If the results are as bad as the polls predict, Blair will have to fight
hard to stay in office. The only electoral success Blair's party is likely
to enjoy next month is in the London mayoral election, where the incumbent,
Ken Livingston, is standing for re-election. However, the independent-minded
Livingston is one of Britain's fiercest opponents of the war. He helped
organize events against Bush when he visited London last year and refused to
meet him. He also famously described Bush as "the greatest threat to life on
this planet that we've most probably ever seen".

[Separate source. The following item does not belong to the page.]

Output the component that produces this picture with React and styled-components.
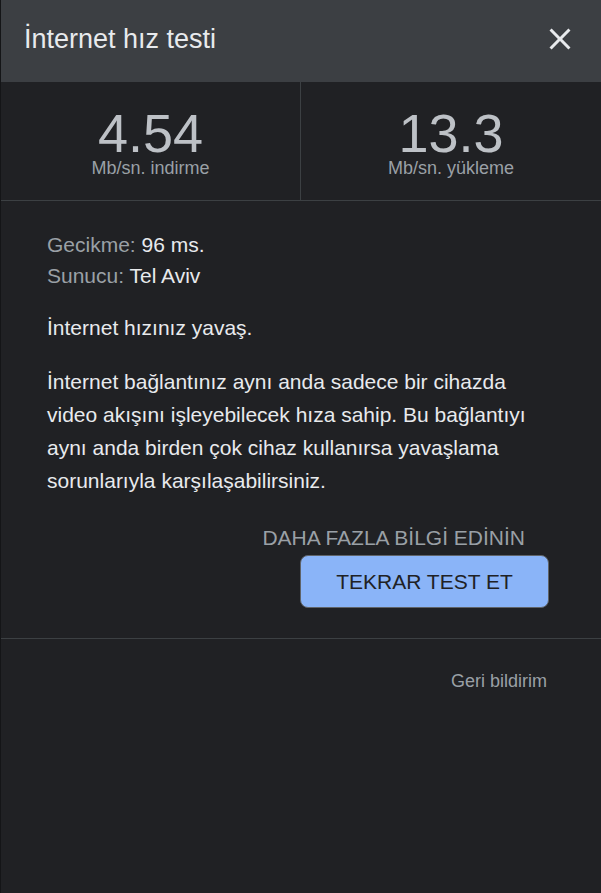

Koizumi's leadership safe, Blair's in danger
Within Koizumi's own party, there is currently no figure who could
successfully challenge him for the leadership, a point overwhelming
demonstrated last year, when Koizumi was decisively re-elected as president
of the LDP. For Blair, this also used to be true, but anger about Iraq has
altered the scenario.
Recent opinion polls suggest that Britain's finance minister, Gordon Brown,
would make a more popular prime minister than Blair and would likely secure
victory for Labour at the next general election. Brown is also Blair's main
political rival, which has fueled speculation about an imminent change in
leadership. Brown has also been largely silent on Iraq, creating the
impression that it was very much "Blair's war".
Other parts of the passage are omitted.